Learning to manage your financial house is an important lesson to learn.  It may seem overwhelming as you start looking at all the things you want to learn more about. To quote Confucius “A journey of a thousand miles begins with a single step” Here are some tips to get started.

Review your bills

Look for monthly automatic charges to your credit card or bank account that you are no longer using or getting any benefit from.  These are often overlooked as small things, but they can add up quickly.

Finding little ways of saving can happen every day.  Try walking to do some your errands or monitor the thermostat at home. Window shop and then plan your purchases, no impulse buys.

Finally, Look at your interest rates on your credit cards. You may have various levels of interest rates in your wallet.  Transfer high-interest credit card balances to low interest ones first.  Once you are maintaining low interest rates the next step is to commit to paying them off completely.

Credit Reports

A credit report is a detailed breakdown of an individual’s credit history prepared by a credit bureau. Credit bureaus collect financial information about individuals and create credit reports based on that information.  Lenders also use the reports along with other details to determine your creditworthiness.

The three credit reporting agencies are TransUnion, Equifax, and Experian. Because of their reporting methods, it is common to have different credit scores across all three bureaus.  All consumers should be aware of the FACT Act which gives the right to a free credit report every year from each of the credit agencies.  All your credit reports can add a snapshot to your overall financial situation.  Additionally, reviewing your credit report for accuracy can also help you to identify errors or fraudulent activity.


Create a budget

Bills and credit are parts of your finances.  The whole picture can be seen by creating a budget.  This can be broken down into 3 steps.

Step 1 List all your assets including but not limited to: Cash (in the bank, money market accounts, or CDS) All investments (mutual funds, college savings accounts, individual securities) Home value, Automobile value and any other assets you may own.

Step 2 List your liabilities including: Remaining mortgage balance, Car loans, Student loans, any other personal loans and credit card balances.

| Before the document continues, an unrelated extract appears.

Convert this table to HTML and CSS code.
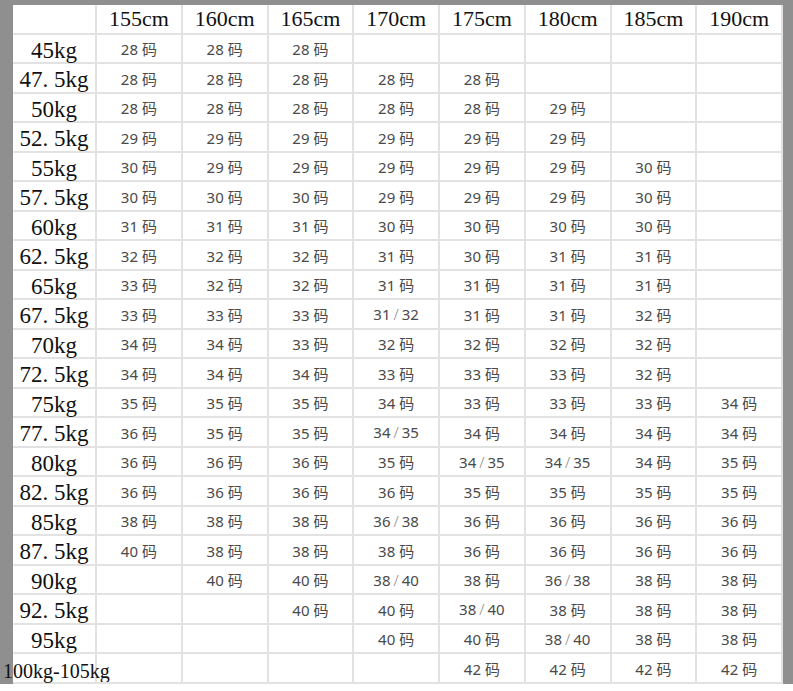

Step 3 Create a personal balance sheet. The difference between your assets and your liabilities is your net worth.  You can start to increase your net worth by decreasing your liabilities, increasing your assets, or by doing both!  Make sure your continuously update your balance sheet at least twice per year to ensure that you are meeting all your financial goals.


Setting goals

Now that you have a budget you are ready to set goals. Be sure every goal has a specific purpose, a dollar amount that it will cost, and a realistic target date.  It is also important to make sure your goals are realistic and flexible, if your set them too high, frustration will set in and keep your from reaching your goals.

Goals can fall under different timelines.  Short-term goals are priorities that can be accomplished within two years. Mid-term goals can be accomplished within two to five years.  Finally Long-term financial goals may take more than five years to accomplish.  Realize that you can prepare and plan a short-term goal like a family vacation or creating an emergency fund while planning for a home purchase or purchasing key insurance policies as a mid-term goal. The biggest of long-term goals usually involve retirement.


Bottom line is that you probably will not make perfect linear progress toward achieving goals. The important thing to remember is not to achieve perfection but to be consistent.  Life is not perfect, and things may happen along the way.  A car will break down or unfortunately there may be illness or job loss. To get through difficult periods you may have to change plans. This may mean you will put your plans on hold or create a new plan. That is the beauty of financial planning.  You can review and update your goals and assess your progress in reaching them throughout life’s ups and downs. In the process, you will learn that the small things you do on a daily and monthly basis and the large things you do every year and over the decades will help you achieve your financial goals.